(Web page code records)
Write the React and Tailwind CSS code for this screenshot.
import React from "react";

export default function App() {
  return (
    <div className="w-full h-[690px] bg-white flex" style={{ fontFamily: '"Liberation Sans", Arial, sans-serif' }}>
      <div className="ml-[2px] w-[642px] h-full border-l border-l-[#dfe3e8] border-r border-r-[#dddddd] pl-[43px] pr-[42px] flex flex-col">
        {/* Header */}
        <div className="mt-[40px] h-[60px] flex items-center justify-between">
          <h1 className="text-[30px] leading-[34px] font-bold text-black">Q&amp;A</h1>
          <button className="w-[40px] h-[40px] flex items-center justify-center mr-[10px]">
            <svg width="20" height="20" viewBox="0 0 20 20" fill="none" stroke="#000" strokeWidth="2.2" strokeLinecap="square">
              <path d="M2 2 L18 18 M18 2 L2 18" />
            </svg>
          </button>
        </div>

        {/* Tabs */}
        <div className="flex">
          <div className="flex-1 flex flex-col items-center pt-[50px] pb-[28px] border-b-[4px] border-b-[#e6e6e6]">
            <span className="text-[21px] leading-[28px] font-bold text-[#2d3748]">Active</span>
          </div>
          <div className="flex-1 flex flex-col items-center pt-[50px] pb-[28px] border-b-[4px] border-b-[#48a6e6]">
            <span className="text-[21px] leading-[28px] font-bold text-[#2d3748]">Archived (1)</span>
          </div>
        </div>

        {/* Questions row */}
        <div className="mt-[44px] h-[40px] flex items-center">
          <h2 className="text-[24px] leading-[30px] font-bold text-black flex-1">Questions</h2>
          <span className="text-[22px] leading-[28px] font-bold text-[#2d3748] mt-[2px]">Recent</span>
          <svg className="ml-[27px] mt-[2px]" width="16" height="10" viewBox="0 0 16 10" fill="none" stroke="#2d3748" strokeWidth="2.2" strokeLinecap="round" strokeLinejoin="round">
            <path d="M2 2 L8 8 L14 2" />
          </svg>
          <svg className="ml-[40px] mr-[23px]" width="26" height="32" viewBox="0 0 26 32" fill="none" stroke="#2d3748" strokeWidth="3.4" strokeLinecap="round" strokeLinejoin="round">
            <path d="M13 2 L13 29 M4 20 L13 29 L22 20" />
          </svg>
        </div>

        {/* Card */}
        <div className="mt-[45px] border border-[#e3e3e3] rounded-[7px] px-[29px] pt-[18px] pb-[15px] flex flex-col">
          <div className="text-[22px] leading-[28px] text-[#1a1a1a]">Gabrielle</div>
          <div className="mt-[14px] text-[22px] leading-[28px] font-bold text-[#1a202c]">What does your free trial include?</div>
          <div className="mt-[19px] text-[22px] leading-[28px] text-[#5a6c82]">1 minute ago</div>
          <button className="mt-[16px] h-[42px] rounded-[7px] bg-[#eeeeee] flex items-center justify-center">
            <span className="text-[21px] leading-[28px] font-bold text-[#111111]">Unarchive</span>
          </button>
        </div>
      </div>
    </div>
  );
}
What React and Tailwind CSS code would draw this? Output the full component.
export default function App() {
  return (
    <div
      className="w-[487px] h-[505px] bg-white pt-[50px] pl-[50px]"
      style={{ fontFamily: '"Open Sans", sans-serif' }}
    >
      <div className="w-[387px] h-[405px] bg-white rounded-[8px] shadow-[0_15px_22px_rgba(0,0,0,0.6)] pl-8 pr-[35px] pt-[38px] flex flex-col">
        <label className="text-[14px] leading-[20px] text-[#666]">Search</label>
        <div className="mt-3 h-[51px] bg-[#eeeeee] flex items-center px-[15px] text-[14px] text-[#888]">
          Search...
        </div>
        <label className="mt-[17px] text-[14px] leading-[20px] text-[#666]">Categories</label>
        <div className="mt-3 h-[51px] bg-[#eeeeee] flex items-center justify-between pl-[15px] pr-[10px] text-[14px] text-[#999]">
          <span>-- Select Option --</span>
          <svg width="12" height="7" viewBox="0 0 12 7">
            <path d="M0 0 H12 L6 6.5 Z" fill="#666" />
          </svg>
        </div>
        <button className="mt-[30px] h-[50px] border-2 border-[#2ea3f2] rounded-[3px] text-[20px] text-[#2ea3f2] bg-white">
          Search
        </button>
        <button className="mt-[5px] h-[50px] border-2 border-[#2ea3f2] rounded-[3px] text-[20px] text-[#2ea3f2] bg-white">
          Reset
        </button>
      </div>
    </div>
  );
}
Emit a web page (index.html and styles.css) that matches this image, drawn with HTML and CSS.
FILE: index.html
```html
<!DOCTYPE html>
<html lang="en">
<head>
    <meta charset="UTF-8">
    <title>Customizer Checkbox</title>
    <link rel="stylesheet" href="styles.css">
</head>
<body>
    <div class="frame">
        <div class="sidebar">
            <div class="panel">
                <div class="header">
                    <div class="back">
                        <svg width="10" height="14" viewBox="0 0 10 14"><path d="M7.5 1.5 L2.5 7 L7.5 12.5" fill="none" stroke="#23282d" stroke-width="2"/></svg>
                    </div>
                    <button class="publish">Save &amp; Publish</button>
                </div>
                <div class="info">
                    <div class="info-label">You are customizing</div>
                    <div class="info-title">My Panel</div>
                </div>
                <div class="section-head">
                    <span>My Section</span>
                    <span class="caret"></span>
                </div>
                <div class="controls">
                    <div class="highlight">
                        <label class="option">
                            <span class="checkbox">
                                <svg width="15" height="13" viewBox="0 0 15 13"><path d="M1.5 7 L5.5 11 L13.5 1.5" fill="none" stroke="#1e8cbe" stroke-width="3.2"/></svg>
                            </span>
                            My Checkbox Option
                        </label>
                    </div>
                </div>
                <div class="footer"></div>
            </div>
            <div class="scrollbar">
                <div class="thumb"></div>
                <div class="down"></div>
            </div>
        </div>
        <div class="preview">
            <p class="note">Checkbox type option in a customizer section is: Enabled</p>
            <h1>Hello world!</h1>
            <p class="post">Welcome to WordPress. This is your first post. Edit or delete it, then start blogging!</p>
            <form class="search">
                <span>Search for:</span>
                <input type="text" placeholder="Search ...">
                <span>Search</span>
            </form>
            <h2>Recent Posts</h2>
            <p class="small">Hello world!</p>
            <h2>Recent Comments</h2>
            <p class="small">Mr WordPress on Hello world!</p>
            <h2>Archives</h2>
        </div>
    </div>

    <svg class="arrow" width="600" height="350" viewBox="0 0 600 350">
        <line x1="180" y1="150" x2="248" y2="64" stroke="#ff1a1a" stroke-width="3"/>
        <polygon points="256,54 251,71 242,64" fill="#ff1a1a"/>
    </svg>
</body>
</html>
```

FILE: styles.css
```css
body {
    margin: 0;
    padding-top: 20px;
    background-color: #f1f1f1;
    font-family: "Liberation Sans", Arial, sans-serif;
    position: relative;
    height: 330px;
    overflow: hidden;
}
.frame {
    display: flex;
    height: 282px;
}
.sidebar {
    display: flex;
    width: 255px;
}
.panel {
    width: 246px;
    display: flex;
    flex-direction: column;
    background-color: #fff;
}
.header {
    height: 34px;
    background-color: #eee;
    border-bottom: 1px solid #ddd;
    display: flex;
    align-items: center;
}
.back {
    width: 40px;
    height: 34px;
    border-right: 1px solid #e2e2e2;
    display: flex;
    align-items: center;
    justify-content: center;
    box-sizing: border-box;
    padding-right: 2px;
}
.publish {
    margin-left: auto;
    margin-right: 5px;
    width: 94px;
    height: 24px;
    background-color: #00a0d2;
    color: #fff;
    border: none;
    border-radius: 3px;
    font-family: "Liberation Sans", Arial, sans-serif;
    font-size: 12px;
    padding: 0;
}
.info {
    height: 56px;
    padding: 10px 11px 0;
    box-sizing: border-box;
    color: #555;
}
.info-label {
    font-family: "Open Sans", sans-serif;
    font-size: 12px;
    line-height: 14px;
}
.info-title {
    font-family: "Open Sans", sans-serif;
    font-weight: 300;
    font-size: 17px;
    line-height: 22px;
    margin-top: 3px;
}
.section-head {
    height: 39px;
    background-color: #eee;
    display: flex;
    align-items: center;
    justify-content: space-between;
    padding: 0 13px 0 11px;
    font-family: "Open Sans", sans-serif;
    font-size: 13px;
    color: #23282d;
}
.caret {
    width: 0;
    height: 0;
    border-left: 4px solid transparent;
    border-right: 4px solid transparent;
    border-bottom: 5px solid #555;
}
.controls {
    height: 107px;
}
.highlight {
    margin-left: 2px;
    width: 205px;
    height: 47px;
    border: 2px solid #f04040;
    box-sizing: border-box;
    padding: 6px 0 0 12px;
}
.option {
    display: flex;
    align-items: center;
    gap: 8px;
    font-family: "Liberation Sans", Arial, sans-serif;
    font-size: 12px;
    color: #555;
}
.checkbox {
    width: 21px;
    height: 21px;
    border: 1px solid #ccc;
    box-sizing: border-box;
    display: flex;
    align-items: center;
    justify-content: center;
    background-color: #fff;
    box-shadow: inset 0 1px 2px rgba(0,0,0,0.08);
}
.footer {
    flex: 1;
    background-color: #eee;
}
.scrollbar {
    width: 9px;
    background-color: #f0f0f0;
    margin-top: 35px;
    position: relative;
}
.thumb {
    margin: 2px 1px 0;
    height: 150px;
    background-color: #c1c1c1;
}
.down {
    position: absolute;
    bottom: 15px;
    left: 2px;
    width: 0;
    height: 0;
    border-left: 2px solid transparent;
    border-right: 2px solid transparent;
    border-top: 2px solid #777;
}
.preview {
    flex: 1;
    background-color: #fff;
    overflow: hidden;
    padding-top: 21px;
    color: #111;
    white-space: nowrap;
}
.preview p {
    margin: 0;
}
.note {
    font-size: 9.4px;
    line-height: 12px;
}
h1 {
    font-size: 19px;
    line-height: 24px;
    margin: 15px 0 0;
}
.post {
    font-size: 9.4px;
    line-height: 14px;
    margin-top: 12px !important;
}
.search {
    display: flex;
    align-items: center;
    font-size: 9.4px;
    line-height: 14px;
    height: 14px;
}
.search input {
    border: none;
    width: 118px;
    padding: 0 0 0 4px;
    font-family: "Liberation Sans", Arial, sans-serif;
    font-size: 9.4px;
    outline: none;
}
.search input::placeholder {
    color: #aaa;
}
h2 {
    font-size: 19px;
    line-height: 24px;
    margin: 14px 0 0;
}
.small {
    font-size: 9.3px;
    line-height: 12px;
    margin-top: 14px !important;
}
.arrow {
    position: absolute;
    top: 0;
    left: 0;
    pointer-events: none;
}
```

WRITTEN PROBLEM
Transcribe only, please, the lines from the first line of the records through the line with "import React from". Both of those lines are included.

EXERCISE OUTPUT
Write the React and Tailwind CSS code for this screenshot.
import React from "react";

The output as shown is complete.